_What you will do_
Which lines hold the word "that"? Copy each of them.

_Supplied entries_
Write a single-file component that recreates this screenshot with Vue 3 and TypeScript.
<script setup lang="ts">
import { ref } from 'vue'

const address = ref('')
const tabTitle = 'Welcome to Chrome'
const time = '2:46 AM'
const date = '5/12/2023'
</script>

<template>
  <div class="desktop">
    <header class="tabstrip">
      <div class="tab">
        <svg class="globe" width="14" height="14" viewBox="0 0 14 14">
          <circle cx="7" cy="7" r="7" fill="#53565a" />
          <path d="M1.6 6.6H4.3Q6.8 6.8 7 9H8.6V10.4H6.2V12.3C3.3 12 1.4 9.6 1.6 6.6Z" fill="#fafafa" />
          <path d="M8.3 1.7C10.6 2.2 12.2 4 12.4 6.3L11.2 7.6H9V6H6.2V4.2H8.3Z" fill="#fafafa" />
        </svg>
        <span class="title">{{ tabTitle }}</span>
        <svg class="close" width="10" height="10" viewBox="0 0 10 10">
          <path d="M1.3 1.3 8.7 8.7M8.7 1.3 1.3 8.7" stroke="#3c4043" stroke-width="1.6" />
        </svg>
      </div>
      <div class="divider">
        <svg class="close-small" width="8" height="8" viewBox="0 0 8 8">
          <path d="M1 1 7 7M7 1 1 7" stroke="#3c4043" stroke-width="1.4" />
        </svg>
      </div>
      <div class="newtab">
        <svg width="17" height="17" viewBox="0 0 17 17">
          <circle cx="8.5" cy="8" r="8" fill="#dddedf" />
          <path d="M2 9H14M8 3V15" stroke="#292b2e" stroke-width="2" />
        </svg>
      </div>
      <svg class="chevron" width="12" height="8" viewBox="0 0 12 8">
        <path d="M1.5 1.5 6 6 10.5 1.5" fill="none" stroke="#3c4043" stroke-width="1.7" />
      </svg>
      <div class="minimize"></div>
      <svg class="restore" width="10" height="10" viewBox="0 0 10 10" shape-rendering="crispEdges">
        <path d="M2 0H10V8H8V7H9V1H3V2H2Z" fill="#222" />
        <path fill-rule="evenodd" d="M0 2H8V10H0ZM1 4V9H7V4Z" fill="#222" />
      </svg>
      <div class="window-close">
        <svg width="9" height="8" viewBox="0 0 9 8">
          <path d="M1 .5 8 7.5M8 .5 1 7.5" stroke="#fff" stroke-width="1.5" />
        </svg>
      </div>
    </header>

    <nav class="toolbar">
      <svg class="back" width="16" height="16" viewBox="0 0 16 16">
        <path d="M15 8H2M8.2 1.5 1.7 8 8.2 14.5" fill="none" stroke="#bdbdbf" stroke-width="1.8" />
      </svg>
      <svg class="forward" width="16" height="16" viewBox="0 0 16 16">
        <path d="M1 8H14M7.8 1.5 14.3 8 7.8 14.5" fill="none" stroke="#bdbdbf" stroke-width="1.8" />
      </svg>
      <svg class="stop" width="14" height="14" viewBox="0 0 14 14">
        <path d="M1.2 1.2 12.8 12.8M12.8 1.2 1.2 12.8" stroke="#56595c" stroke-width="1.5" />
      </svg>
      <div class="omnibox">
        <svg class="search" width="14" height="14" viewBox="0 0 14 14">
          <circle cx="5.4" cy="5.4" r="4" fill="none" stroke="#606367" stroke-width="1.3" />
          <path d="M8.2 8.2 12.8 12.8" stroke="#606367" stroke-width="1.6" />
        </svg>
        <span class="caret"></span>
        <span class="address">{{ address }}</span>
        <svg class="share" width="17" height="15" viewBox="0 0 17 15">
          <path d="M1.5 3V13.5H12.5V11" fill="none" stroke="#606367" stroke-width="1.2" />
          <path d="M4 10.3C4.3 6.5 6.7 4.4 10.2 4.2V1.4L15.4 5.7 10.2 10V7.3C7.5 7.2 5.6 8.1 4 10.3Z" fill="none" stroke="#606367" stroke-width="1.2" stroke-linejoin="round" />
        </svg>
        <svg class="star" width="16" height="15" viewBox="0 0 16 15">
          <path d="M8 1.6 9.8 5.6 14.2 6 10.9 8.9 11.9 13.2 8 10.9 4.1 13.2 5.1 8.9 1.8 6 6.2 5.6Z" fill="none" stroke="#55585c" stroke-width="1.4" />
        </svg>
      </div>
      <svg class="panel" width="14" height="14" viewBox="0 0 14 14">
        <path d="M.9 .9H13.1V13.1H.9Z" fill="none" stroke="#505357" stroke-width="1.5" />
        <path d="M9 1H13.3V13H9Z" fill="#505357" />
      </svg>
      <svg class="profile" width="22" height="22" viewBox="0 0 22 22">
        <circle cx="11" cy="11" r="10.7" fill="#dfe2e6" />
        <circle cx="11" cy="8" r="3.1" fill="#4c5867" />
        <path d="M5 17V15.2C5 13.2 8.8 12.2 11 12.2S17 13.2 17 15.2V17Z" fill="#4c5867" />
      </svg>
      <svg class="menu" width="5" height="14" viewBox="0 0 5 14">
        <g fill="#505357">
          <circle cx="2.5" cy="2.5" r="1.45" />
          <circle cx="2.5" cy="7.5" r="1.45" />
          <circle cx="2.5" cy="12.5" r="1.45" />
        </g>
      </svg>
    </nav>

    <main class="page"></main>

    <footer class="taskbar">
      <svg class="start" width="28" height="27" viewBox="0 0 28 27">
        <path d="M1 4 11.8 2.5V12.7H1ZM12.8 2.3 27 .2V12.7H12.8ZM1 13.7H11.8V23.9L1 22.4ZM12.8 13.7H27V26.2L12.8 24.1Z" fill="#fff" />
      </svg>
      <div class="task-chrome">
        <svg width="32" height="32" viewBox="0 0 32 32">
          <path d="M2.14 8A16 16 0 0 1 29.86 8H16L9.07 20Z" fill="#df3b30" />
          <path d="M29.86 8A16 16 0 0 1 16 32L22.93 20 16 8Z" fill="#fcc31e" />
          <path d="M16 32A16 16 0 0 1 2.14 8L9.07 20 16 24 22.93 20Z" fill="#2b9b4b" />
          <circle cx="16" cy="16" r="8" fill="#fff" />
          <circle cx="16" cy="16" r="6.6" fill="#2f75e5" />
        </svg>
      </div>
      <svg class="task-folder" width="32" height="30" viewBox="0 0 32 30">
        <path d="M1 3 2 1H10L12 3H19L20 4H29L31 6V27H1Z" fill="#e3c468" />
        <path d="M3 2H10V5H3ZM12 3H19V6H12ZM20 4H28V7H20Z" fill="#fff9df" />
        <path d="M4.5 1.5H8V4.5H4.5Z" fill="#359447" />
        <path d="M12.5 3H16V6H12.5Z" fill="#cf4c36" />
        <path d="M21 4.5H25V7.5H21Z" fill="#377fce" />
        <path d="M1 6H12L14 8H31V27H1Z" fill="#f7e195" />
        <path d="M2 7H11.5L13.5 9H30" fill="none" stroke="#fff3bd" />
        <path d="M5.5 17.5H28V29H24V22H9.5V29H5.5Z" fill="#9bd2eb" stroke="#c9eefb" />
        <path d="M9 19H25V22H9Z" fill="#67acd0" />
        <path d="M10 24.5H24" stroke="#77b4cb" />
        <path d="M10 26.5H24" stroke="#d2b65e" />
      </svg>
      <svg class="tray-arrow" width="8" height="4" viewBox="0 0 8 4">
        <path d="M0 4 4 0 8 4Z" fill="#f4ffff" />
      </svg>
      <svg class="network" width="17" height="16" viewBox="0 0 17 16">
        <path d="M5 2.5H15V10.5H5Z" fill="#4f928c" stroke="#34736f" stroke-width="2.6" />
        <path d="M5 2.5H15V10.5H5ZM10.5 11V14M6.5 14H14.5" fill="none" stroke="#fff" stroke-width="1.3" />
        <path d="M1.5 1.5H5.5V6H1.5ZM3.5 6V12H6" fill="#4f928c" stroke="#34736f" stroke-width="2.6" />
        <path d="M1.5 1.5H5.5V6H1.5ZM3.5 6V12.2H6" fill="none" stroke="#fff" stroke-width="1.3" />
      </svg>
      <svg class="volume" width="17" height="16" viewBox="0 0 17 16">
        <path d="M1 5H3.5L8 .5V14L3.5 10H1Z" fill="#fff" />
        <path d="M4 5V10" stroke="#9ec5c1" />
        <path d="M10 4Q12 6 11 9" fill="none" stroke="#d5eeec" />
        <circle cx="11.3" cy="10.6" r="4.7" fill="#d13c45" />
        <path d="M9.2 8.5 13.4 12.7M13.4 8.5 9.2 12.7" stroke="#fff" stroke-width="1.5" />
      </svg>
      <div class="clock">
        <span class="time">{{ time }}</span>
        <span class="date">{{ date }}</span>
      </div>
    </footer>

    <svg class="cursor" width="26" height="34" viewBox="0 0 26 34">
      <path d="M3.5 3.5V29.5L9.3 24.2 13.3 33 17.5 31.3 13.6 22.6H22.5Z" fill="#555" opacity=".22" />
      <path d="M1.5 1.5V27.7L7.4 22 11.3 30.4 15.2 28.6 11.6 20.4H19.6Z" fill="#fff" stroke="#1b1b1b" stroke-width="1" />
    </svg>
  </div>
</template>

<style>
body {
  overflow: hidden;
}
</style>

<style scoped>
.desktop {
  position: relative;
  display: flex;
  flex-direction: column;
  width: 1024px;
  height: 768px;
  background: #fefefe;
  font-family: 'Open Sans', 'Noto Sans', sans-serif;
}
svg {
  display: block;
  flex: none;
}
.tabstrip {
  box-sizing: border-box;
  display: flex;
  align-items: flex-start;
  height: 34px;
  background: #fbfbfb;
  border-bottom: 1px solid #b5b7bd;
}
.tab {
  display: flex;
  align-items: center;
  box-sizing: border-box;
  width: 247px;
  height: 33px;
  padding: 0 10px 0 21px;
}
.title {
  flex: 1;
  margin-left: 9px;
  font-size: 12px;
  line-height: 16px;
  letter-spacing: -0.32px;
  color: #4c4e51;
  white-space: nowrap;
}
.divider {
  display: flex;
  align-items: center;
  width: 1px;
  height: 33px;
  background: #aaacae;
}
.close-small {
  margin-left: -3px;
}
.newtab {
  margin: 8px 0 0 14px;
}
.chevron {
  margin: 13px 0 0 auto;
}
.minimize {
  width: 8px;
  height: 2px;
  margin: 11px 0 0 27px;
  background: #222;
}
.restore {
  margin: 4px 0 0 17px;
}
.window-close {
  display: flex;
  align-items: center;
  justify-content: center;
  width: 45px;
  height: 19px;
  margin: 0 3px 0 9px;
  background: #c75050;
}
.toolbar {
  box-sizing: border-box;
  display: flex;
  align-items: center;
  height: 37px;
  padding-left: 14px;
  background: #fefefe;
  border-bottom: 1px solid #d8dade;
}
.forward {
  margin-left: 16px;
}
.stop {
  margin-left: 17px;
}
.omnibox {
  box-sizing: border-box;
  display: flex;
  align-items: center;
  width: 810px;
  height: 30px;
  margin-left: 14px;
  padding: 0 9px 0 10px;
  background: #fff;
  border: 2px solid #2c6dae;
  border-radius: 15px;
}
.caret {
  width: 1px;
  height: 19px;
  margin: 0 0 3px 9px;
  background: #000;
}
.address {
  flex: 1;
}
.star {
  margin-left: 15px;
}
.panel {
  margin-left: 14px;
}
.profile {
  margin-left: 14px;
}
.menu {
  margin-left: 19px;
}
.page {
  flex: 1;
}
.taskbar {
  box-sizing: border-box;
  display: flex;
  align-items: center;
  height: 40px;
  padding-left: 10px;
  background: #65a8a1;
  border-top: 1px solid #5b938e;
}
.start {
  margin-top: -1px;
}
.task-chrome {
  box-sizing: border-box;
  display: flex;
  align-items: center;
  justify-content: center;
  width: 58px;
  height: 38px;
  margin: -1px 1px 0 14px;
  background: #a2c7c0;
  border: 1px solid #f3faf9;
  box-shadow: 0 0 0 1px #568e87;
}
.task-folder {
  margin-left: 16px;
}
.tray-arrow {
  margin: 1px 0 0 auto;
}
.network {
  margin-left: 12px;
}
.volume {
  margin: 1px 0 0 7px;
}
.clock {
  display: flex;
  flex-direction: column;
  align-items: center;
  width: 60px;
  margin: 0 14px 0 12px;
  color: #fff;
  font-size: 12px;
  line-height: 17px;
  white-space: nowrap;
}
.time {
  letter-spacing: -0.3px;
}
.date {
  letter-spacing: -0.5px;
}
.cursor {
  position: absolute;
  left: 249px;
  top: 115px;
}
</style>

...

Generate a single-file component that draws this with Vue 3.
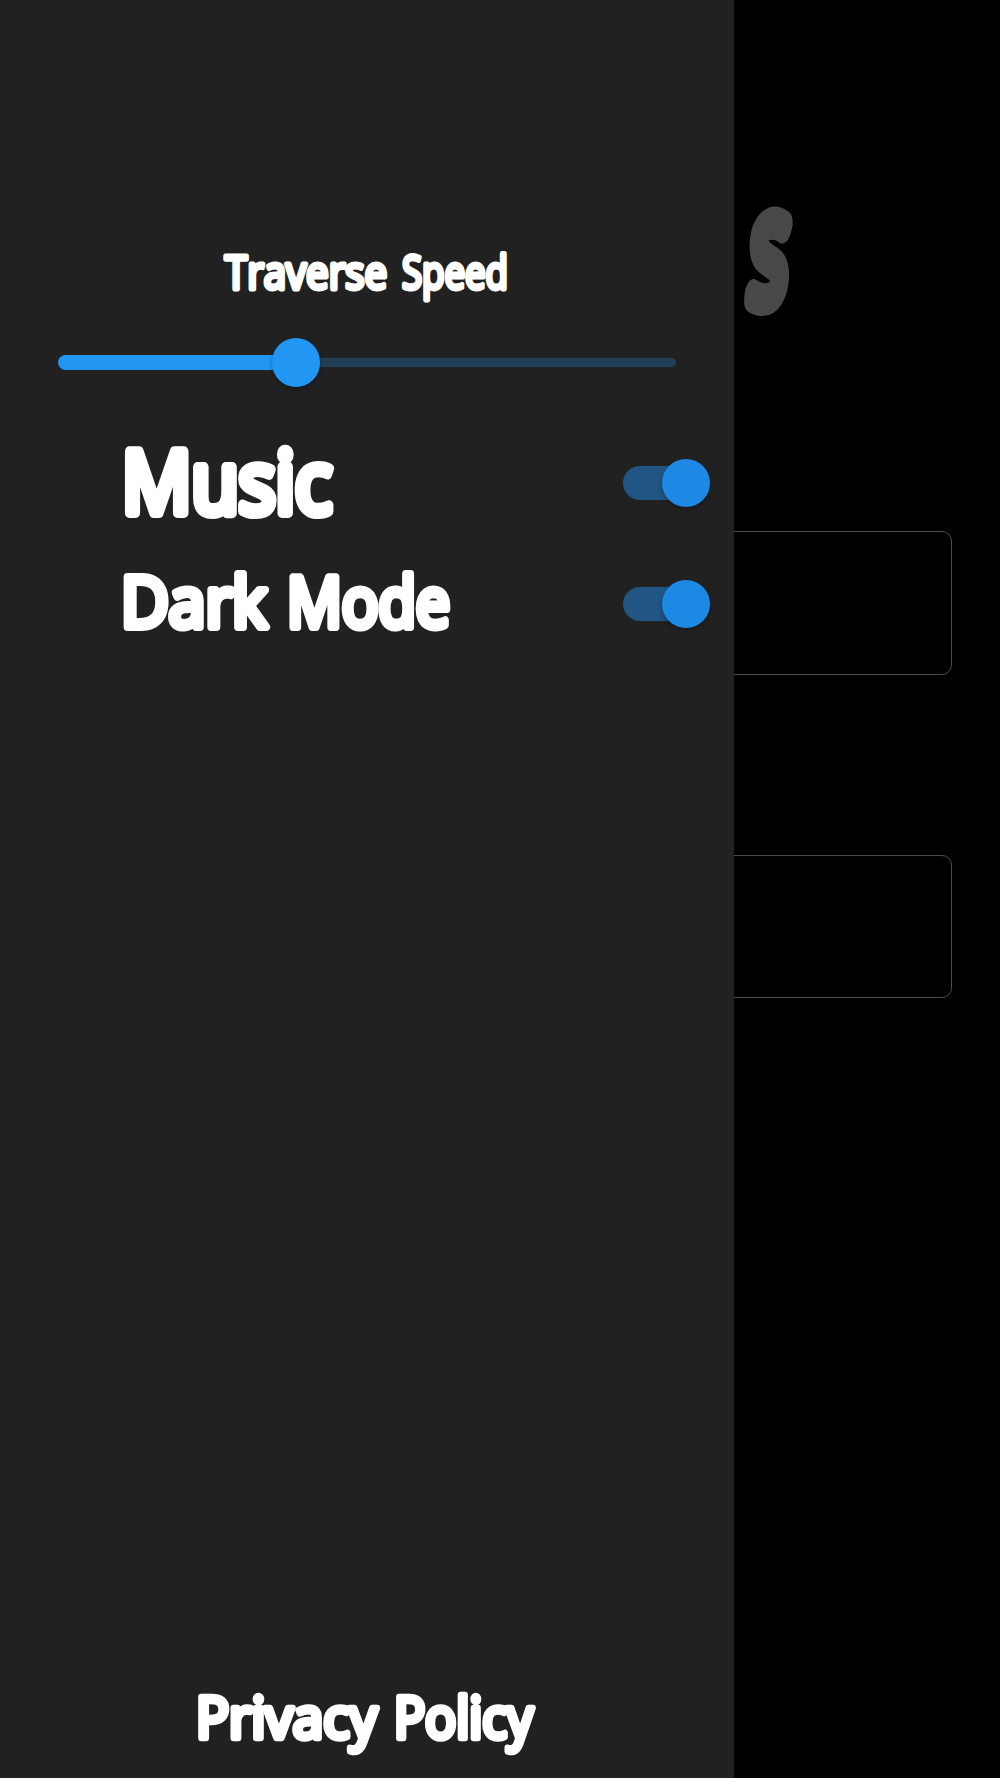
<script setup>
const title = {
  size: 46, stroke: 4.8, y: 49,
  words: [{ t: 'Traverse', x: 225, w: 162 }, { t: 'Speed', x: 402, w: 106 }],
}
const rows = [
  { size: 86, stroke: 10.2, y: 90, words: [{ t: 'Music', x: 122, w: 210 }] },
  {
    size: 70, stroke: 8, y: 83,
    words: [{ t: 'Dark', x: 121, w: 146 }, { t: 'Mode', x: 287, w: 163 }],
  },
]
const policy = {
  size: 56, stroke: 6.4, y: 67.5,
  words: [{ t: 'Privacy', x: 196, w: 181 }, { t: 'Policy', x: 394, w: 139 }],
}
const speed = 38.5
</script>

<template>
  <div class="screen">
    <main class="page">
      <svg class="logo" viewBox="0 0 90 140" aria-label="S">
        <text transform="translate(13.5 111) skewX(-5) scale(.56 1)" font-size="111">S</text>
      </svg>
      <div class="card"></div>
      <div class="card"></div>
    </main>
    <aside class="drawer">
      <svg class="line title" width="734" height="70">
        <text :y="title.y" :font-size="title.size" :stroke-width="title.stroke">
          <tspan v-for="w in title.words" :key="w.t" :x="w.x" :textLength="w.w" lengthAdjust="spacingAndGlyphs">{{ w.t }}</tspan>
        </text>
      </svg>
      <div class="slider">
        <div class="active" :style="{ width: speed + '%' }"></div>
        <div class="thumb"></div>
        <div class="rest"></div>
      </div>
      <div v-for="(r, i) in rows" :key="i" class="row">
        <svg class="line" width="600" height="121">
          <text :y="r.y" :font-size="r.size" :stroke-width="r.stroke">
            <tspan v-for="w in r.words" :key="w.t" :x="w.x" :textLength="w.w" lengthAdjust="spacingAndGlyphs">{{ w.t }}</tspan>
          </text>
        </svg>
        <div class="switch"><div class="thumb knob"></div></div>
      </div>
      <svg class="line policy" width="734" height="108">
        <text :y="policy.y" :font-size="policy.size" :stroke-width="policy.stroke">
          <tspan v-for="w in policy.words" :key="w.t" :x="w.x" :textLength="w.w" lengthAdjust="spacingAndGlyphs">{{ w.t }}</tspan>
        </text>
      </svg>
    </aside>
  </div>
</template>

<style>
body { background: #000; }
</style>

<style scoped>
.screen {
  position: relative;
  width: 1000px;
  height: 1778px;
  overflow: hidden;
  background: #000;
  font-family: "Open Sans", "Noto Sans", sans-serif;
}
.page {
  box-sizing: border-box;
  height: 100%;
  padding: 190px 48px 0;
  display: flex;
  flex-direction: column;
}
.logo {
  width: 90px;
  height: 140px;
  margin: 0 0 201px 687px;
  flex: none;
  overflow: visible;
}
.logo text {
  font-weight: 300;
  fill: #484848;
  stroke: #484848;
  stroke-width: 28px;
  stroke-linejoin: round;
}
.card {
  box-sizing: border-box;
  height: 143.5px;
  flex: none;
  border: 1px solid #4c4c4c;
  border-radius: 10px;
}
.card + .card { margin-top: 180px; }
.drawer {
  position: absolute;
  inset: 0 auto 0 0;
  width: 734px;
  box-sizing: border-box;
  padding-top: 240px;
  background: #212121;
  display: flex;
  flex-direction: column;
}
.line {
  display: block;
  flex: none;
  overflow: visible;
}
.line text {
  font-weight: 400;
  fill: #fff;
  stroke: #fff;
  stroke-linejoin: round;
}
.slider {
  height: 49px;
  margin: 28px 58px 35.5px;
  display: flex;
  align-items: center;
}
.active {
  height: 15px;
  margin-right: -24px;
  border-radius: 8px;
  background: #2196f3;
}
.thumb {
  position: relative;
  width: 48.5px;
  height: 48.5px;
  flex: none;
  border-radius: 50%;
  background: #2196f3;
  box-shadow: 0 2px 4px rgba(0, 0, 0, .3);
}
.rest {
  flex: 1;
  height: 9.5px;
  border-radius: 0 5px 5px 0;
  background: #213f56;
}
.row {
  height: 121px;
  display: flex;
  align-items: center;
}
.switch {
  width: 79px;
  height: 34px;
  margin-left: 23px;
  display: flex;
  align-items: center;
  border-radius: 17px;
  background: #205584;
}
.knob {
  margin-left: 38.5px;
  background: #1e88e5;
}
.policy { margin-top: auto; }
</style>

_Final result_
Write a single-file component that recreates this screenshot with Vue 3 and TypeScript.
Generate a single-file component that draws this with Vue 3.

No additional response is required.